Notion is best for people who enjoy organizing information and want one central place for everything. It works extremely well for students managing assignments and notes, creators managing content calendars and ideas, freelancers tracking clients and projects, and teams building shared documentation.

It is especially valuable if you like having systems that connect. If you want your notes linked to your tasks, your tasks linked to your projects, and your projects linked to your goals, Notion is one of the best platforms for that style of productivity.

Notion is less ideal for people who want a simple tool that works immediately with minimal setup. If you hate customization, get overwhelmed by too many options, or just want quick note-taking and task tracking, Notion may feel like more effort than it’s worth.
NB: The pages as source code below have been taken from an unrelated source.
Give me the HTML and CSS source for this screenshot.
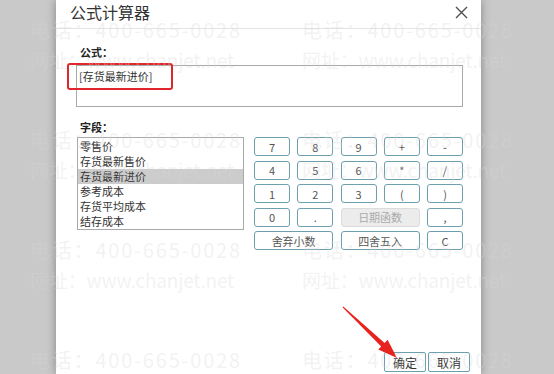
FILE: index.html
```html
<!DOCTYPE html>
<html>
<head>
    <title>公式计算器</title>
    <link rel="stylesheet" href="styles.css">
</head>
<body>
<div class="page">

    <div class="dialog">
        <div class="dlg-head">
            <span class="dlg-title">公式计算器</span>
            <svg class="dlg-close" width="13" height="13" viewBox="0 0 13 13">
                <path d="M1 1L12 12M12 1L1 12" stroke="#505050" stroke-width="1.4" fill="none"/>
            </svg>
        </div>

        <div class="dlg-body">
            <div class="field-label">公式：</div>
            <div class="formula-box">[存货最新进价]</div>

            <div class="field-label field-label-2">字段：</div>
            <div class="calc-row">
                <ul class="field-list">
                    <li>零售价</li>
                    <li>存货最新售价</li>
                    <li class="selected">存货最新进价</li>
                    <li>参考成本</li>
                    <li>存货平均成本</li>
                    <li>结存成本</li>
                </ul>

                <div class="keypad">
                    <button class="key">7</button>
                    <button class="key">8</button>
                    <button class="key">9</button>
                    <button class="key">+</button>
                    <button class="key">-</button>

                    <button class="key">4</button>
                    <button class="key">5</button>
                    <button class="key">6</button>
                    <button class="key">*</button>
                    <button class="key">/</button>

                    <button class="key">1</button>
                    <button class="key">2</button>
                    <button class="key">3</button>
                    <button class="key">(</button>
                    <button class="key">)</button>

                    <button class="key">0</button>
                    <button class="key">.</button>
                    <button class="key wide disabled">日期函数</button>
                    <button class="key">,</button>

                    <button class="key wide">舍弃小数</button>
                    <button class="key wide">四舍五入</button>
                    <button class="key">C</button>
                </div>
            </div>
        </div>

        <div class="dlg-foot">
            <button class="foot-btn">确定</button>
            <button class="foot-btn">取消</button>
        </div>
    </div>

    <!-- annotation marks -->
    <div class="mark-box"></div>
    <svg class="mark-arrow" width="554" height="374" viewBox="0 0 554 374">
        <polygon points="343.3,306.6 384.6,342.9 387.6,339.8 397,358 378.3,349.6 381.2,346.5 342.7,307.4" fill="#e8221e"/>
    </svg>

    <div class="watermark">
        <div class="wm"><p class="tel">电话：400-665-0028</p><p>网址：www.chanjet.net</p></div>
        <div class="wm"><p class="tel">电话：400-665-0028</p><p>网址：www.chanjet.net</p></div>
        <div class="wm"><p class="tel">电话：400-665-0028</p><p>网址：www.chanjet.net</p></div>
        <div class="wm"><p class="tel">电话：400-665-0028</p><p>网址：www.chanjet.net</p></div>
        <div class="wm"><p class="tel">电话：400-665-0028</p><p>网址：www.chanjet.net</p></div>
        <div class="wm"><p class="tel">电话：400-665-0028</p><p>网址：www.chanjet.net</p></div>
        <div class="wm"><p class="tel">电话：400-665-0028</p></div>
        <div class="wm"><p class="tel">电话：400-665-0028</p></div>
    </div>

</div>
</body>
</html>
```

FILE: styles.css
```css
body {
    margin: 0;
    background-color: #c9c9c9;
    font-family: "Noto Sans CJK SC", "Liberation Sans", sans-serif;
    color: #333;
    overflow: hidden;
}

.page {
    position: relative;
    width: 554px;
    height: 374px;
    padding-left: 56px;
    box-sizing: border-box;
}

.dialog {
    width: 425px;
    height: 374px;
    background-color: #fff;
    box-shadow: 0 0 9px rgba(0, 0, 0, 0.35);
    display: flex;
    flex-direction: column;
}

.dlg-head {
    height: 28px;
    border-bottom: 1px solid #e4e4e4;
    display: flex;
    align-items: center;
    justify-content: space-between;
    padding: 0 13px 0 14px;
}

.dlg-title {
    font-size: 16px;
    line-height: 20px;
    color: #333;
    margin-top: -5px;
}

.dlg-close {
    margin-top: -4px;
}

.dlg-body {
    padding: 15px 18px 0 20px;
}

.field-label {
    font-size: 11px;
    font-weight: bold;
    line-height: 16px;
    padding-left: 4px;
    color: #222;
}

.formula-box {
    margin-top: 5px;
    height: 42px;
    box-sizing: border-box;
    border: 1px solid #a9a9a9;
    padding: 2px 2px;
    font-size: 11px;
    line-height: 16px;
    color: #333;
}

.field-label-2 {
    margin-top: 12px;
}

.calc-row {
    margin-top: 2px;
    display: flex;
    gap: 10px;
}

.field-list {
    list-style: none;
    margin: 0 0 0 1px;
    padding: 1px 0 0 0;
    width: 167px;
    height: 93px;
    box-sizing: border-box;
    border: 1px solid #a9a9a9;
}

.field-list li {
    height: 15px;
    line-height: 15px;
    font-size: 11px;
    padding-left: 2px;
    color: #333;
}

.field-list li.selected {
    background-color: #cccccc;
}

.keypad {
    display: grid;
    grid-template-columns: repeat(5, 36px);
    grid-auto-rows: 19px;
    column-gap: 7.25px;
    row-gap: 4.5px;
}

.key {
    margin: 0;
    padding: 0;
    border: 1px solid #6e9fae;
    border-radius: 3px;
    background-color: #fff;
    font-family: "Noto Sans CJK SC", "Liberation Sans", sans-serif;
    font-size: 11px;
    color: #555;
    cursor: pointer;
}

.key.wide {
    grid-column: span 2;
}

.key.disabled {
    background-color: #ececec;
    border-color: #dcdcdc;
    color: #aaa;
}

.dlg-foot {
    margin-top: auto;
    display: flex;
    justify-content: flex-end;
    gap: 2px;
    padding: 0 11px 2px 0;
}

.foot-btn {
    width: 42px;
    height: 20px;
    margin: 0;
    padding: 0;
    border: 1px solid #6e9fae;
    border-radius: 2px;
    background-color: #fff;
    font-family: "Noto Sans CJK SC", "Liberation Sans", sans-serif;
    font-size: 12px;
    color: #333;
}

/* red annotation */
.mark-box {
    position: absolute;
    left: 67px;
    top: 63px;
    width: 106px;
    height: 27px;
    box-sizing: border-box;
    border: 2px solid #e0262a;
    border-radius: 3px;
}

.mark-arrow {
    position: absolute;
    left: 0;
    top: 0;
}

/* watermark tiles */
.watermark {
    position: absolute;
    left: 0;
    top: 0;
    width: 554px;
    height: 374px;
    padding: 15px 0 0 30px;
    box-sizing: border-box;
    display: grid;
    grid-template-columns: 272px 272px;
    grid-auto-rows: 110px;
    pointer-events: none;
    overflow: hidden;
}

.wm p {
    margin: 0;
    height: 30px;
    line-height: 30px;
    white-space: nowrap;
    font-size: 19px;
    letter-spacing: -0.2px;
    color: rgba(215, 215, 215, 0.32);
}

.wm p.tel {
    font-size: 20px;
    letter-spacing: 1.8px;
}
```
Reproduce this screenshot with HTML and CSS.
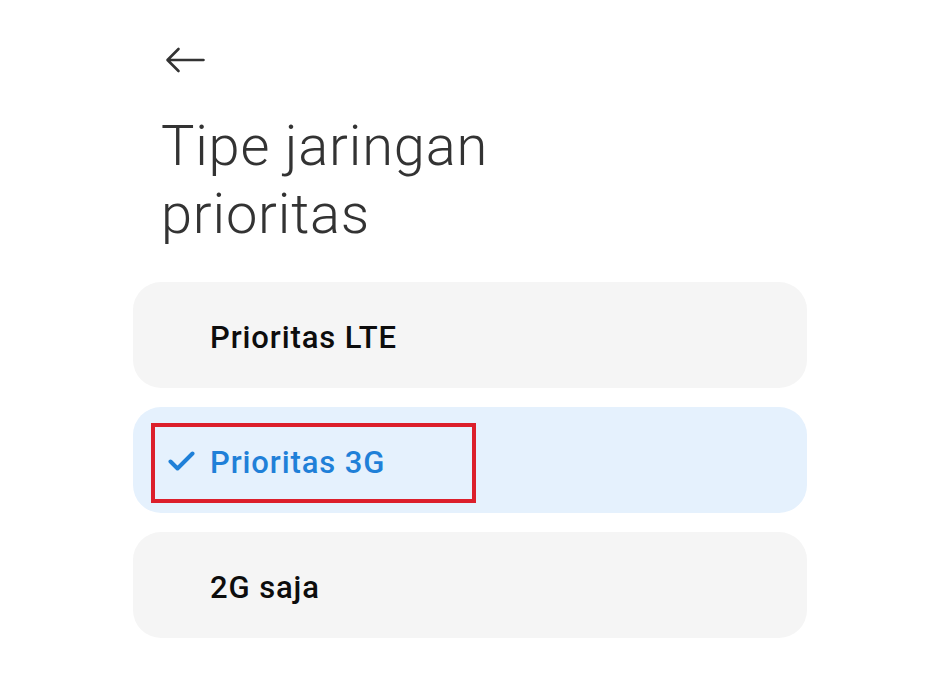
FILE: index.html
```html
<!DOCTYPE html>
<html lang="id">
<head>
<meta charset="utf-8">
<link rel="stylesheet" href="styles.css">
</head>
<body>
<div class="page">
  <div class="topbar">
    <svg class="back" width="40" height="26" viewBox="0 0 40 26" aria-label="Kembali">
      <path d="M38.5 13H3 M13.5 2L2.5 13L13.5 24" fill="none" stroke="#333" stroke-width="2.6" stroke-linecap="round" stroke-linejoin="round"/>
    </svg>
  </div>
  <h1 class="title">Tipe jaringan<br>prioritas</h1>
  <div class="list">
    <div class="card"><span class="label">Prioritas LTE</span></div>
    <div class="card selected">
      <svg class="check" width="27" height="20" viewBox="0 0 27 20">
        <path d="M2.5 10.5L9.5 17.5L24.5 2.5" fill="none" stroke="#1f80d8" stroke-width="4" stroke-linecap="round" stroke-linejoin="round"/>
      </svg>
      <span class="label">Prioritas 3G</span>
      <div class="highlight"></div>
    </div>
    <div class="card"><span class="label">2G saja</span></div>
  </div>
</div>
</body>
</html>
```
FILE: styles.css
```css
html, body {
  margin: 0;
  padding: 0;
  background: #ffffff;
}
body {
  font-family: Roboto, "Liberation Sans", sans-serif;
  width: 934px;
  height: 678px;
  overflow: hidden;
}
.page {
  padding-left: 133px;
  width: 674px;
}
.topbar {
  height: 112px;
  box-sizing: border-box;
  padding-top: 47px;
  padding-left: 32px;
}
.back {
  display: block;
}
.title {
  margin: 0 0 34px 28px;
  font-weight: 300;
  font-size: 56px;
  line-height: 68px;
  color: #333333;
  letter-spacing: 0.8px;
}
.list {
  display: flex;
  flex-direction: column;
  gap: 19px;
}
.card {
  position: relative;
  height: 106px;
  border-radius: 28px;
  background: #f5f5f5;
  display: flex;
  align-items: center;
  box-sizing: border-box;
  padding-left: 77px;
  padding-top: 5px;
}
.card.selected {
  background: #e5f1fd;
  padding-left: 35px;
}
.label {
  font-size: 31px;
  font-weight: 500;
  line-height: 34px;
  letter-spacing: 0.9px;
  color: #0d0d0d;
}
.selected .label {
  color: #1f80d8;
}
.check {
  display: block;
  margin-right: 15px;
  margin-top: -3px;
}
.highlight {
  position: absolute;
  left: 18px;
  top: 16px;
  width: 325px;
  height: 80px;
  box-sizing: border-box;
  border: 4px solid #dc1f2b;
}
```
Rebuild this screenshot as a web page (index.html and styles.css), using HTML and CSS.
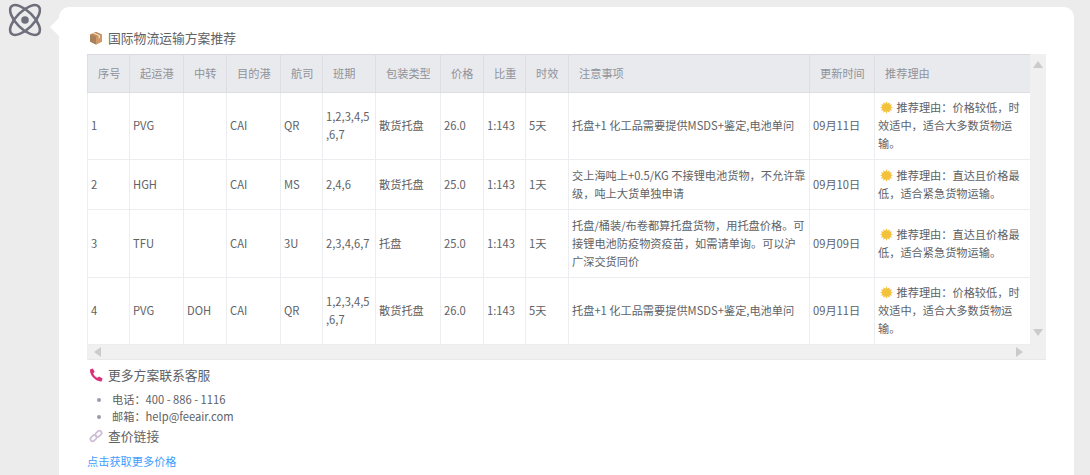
FILE: index.html
```html
<!DOCTYPE html>
<html lang="zh-CN">
<head>
<meta charset="utf-8">
<title>国际物流运输方案推荐</title>
<link rel="stylesheet" href="styles.css">
</head>
<body>
<div class="chat">
  <div class="avatar">
    <svg viewBox="0 0 32 32" width="32" height="32" fill="none" stroke="#6e6e7c" stroke-width="2.6">
      <ellipse cx="16" cy="16" rx="19.2" ry="8.6" transform="rotate(45 16 16)"/>
      <ellipse cx="16" cy="16" rx="19.2" ry="8.6" transform="rotate(-45 16 16)"/>
      <circle cx="16" cy="16" r="3.8" fill="#6e6e7c" stroke="none"/>
    </svg>
  </div>
  <div class="bubble">
    <h3 class="heading">
      <svg class="ico" viewBox="0 0 14 14"><path d="M7 .8 13 3.4V10.4L7 13.4 1 10.4V3.4Z" fill="#c08a5c"/><path d="M1 3.4 7 6V13.4L1 10.4Z" fill="#a9805c"/><path d="M7 6 13 3.4V10.4L7 13.4Z" fill="#cf9a68"/><path d="M3.4 2.2 9.6 4.9V7.6L11 7V4.2L5 1.5Z" fill="#efdcc0"/></svg>
      国际物流运输方案推荐
    </h3>
    <div class="scroller">
      <div class="viewport">
        <table class="plans">
          <colgroup>
            <col class="c1"><col class="c2"><col class="c3"><col class="c4"><col class="c5"><col class="c6"><col class="c7"><col class="c8"><col class="c9"><col class="c10"><col class="c11"><col class="c12"><col class="c13">
          </colgroup>
          <thead>
            <tr><th>序号</th><th>起运港</th><th>中转</th><th>目的港</th><th>航司</th><th>班期</th><th>包装类型</th><th>价格</th><th>比重</th><th>时效</th><th>注意事项</th><th>更新时间</th><th>推荐理由</th></tr>
          </thead>
          <tbody>
            <tr class="r1"><td>1</td><td>PVG</td><td></td><td>CAI</td><td>QR</td><td>1,2,3,4,5,6,7</td><td>散货托盘</td><td>26.0</td><td>1:143</td><td>5天</td><td>托盘+1 化工品需要提供MSDS+鉴定,电池单问</td><td>09月11日</td><td><svg class="sun" viewBox="0 0 14 14"><use href="#sun"/></svg> 推荐理由：价格较低，时效适中，适合大多数货物运输。</td></tr>
            <tr class="r2"><td>2</td><td>HGH</td><td></td><td>CAI</td><td>MS</td><td>2,4,6</td><td>散货托盘</td><td>25.0</td><td>1:143</td><td>1天</td><td>交上海吨上+0.5/KG 不接锂电池货物，不允许靠级，吨上大货单独申请</td><td>09月10日</td><td><svg class="sun" viewBox="0 0 14 14"><use href="#sun"/></svg> 推荐理由：直达且价格最低，适合紧急货物运输。</td></tr>
            <tr class="r3"><td>3</td><td>TFU</td><td></td><td>CAI</td><td>3U</td><td>2,3,4,6,7</td><td>托盘</td><td>25.0</td><td>1:143</td><td>1天</td><td>托盘/桶装/布卷都算托盘货物，用托盘价格。可接锂电池防疫物资疫苗，如需请单询。可以沪广深交货同价</td><td>09月09日</td><td><svg class="sun" viewBox="0 0 14 14"><use href="#sun"/></svg> 推荐理由：直达且价格最低，适合紧急货物运输。</td></tr>
            <tr class="r4"><td>4</td><td>PVG</td><td>DOH</td><td>CAI</td><td>QR</td><td>1,2,3,4,5,6,7</td><td>散货托盘</td><td>26.0</td><td>1:143</td><td>5天</td><td>托盘+1 化工品需要提供MSDS+鉴定,电池单问</td><td>09月11日</td><td><svg class="sun" viewBox="0 0 14 14"><use href="#sun"/></svg> 推荐理由：价格较低，时效适中，适合大多数货物运输。</td></tr>
          </tbody>
        </table>
        <div class="vbar"><span class="tri up"></span><span class="tri down"></span></div>
      </div>
      <div class="hbar"><span class="tri lft"></span><span class="tri rgt"></span></div>
    </div>
    <h3 class="heading">
      <svg class="ico" viewBox="0 0 14 14"><path d="M1 1.4 3.8.4 5.6 3.8 4.2 5.4C4.8 7.2 6.4 9 8.6 9.8L10 8.6 13.6 10.6 12.6 13.4C7.4 14.2.2 7.4 1 1.4Z" fill="#d9307c"/></svg>
      更多方案联系客服
    </h3>
    <ul class="contacts">
      <li>电话：400 - 886 - 1116</li>
      <li>邮箱：help@feeair.com</li>
    </ul>
    <h3 class="heading link-head">
      <svg class="ico" viewBox="0 0 14 14" fill="none" stroke="#cdbfd6" stroke-width="1.7"><rect x="1" y="7" width="7" height="4.4" rx="2.2" transform="rotate(-45 4.5 9.2)"/><rect x="6" y="2.6" width="7" height="4.4" rx="2.2" transform="rotate(-45 9.5 4.8)"/></svg>
      查价链接
    </h3>
    <p class="more"><a href="#">点击获取更多价格</a></p>
  </div>
</div>
<svg class="defs" width="0" height="0"><defs><g id="sun"><path d="M7 .4 8.2 3 10.4 1.4 10.4 4 13 3.6 11.6 5.8 13.8 7 11.6 8.2 13 10.4 10.4 10 10.4 12.6 8.2 11 7 13.6 5.8 11 3.6 12.6 3.6 10 1 10.4 2.4 8.2.2 7 2.4 5.8 1 3.6 3.6 4 3.6 1.4 5.8 3Z" fill="#f3c23c"/></g></defs></svg>
</body>
</html>
```
FILE: styles.css
```css
* { box-sizing: border-box; }
html, body { margin: 0; height: 475px; overflow: hidden; }
body {
  background: #ececec;
  font-family: "Noto Sans CJK SC", "Noto Sans", sans-serif;
  color: #606266;
}
.chat { display: flex; padding: 7px 16px 0 9px; height: 475px; }
.avatar { width: 50px; flex: none; margin-top: -3px; }
.avatar svg { display: block; overflow: visible; }
.bubble {
  position: relative;
  flex: 1;
  background: #fff;
  border-radius: 10px 10px 0 0;
  padding: 21px 28px 0;
}
.bubble::before {
  content: "";
  position: absolute;
  left: -9px;
  top: 11px;
  border: 9px solid transparent;
  border-left: 0;
  border-right-color: #fff;
}
.heading {
  display: flex;
  align-items: center;
  gap: 5px;
  margin: 0;
  padding-left: 2px;
  font-size: 12.8px;
  font-weight: 400;
  line-height: 20px;
  color: #606266;
}
.ico { width: 14px; height: 14px; flex: none; }
.scroller { margin-top: 6px; margin-bottom: 5px; width: 959px; }
.viewport { display: flex; justify-content: space-between; height: 291px; }
.plans {
  table-layout: fixed;
  width: 942px;
  height: 290px;
  flex: none;
  border-collapse: collapse;
  font-size: 11.2px;
  line-height: 18px;
}
.c1 { width: 42px; } .c2 { width: 54px; } .c3 { width: 43px; } .c4 { width: 54px; }
.c5 { width: 42px; } .c6 { width: 53px; } .c7 { width: 65px; } .c8 { width: 43px; }
.c9 { width: 42px; } .c10 { width: 43px; } .c11 { width: 241px; } .c12 { width: 65px; } .c13 { width: 155px; }
.plans th, .plans td {
  border: 1px solid #ebedf0;
  padding: 0 3px 2px;
  word-break: break-all;
  line-break: anywhere;
}
.plans th:last-child, .plans td:last-child { border-right: 0; }
.plans td:last-child { padding-right: 8px; }
.plans th {
  height: 38px;
  background: #e9eaee;
  border-color: #dcdee3;
  color: #909399;
  font-weight: 400;
  text-align: left;
  padding: 0 0 2px 10px;
}
.plans thead th { border-top: 1px solid #d8dadf; }
.plans tr:first-child td { border-top: 0; }
.plans .r1 { height: 67px; } .plans .r2 { height: 50px; } .plans .r3 { height: 68px; } .plans .r4 { height: 67px; }
.sun { width: 13px; height: 13px; vertical-align: -2px; margin: 0 1px 0 2px; }
.vbar { position: relative; width: 16px; background: #f0f0f0; flex: none; }
.hbar { position: relative; height: 15px; background: #f0f0f0; border-bottom: 1px solid #e8e8e8; }
.tri { position: absolute; width: 0; height: 0; border: 5px solid transparent; }
.up { left: 3px; top: 7px; border-top: 0; border-bottom: 7px solid #cbcbcb; }
.down { left: 3px; bottom: 9px; border-bottom: 0; border-top: 7px solid #cbcbcb; }
.lft { left: 7px; top: 2px; border-left: 0; border-right: 7px solid #cbcbcb; }
.rgt { right: 23px; top: 2px; border-right: 0; border-left: 7px solid #cbcbcb; }
.contacts { margin: 6px 0 0; padding: 0 0 0 25px; font-size: 11.2px; line-height: 17px; color: #606266; }
.contacts li::marker { color: #9a9aae; }
.link-head { margin-top: 1px; }
.more { margin: 7px 0 0; font-size: 11.2px; line-height: 17px; }
.more a { color: #409eff; text-decoration: none; }
.defs { position: absolute; }
```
Final Verdict: Is Notion Worth It in 2026?

Yes, Notion is absolutely worth using in 2026, but only if you understand what it is.

Notion is not the fastest app. It’s not the simplest app. And it’s not the best tool for people who want instant productivity with no learning curve.

But if you’re willing to spend a little time setting it up, Notion becomes one of the most powerful personal and team organization tools available. Its ability to combine documents, databases, tasks, and collaboration in one workspace is still unmatched by most competitors.

The best way to think of Notion is this: it’s not a productivity shortcut. It’s a productivity foundation.

If you build it around your real needs and keep it simple, Notion can replace multiple apps and make your workflow cleaner, smoother, and more organized. If you overbuild it, it will become a distraction.

If you’re the kind of person who loves creating systems, Notion is one of the best tools you can use. If you just want to check off tasks and move on with your day, you might be better off with something more focused.

Either way, Notion remains one of the most influential productivity platforms for a reason. And if you’re willing to learn it, it can genuinely become the digital brain of your entire life.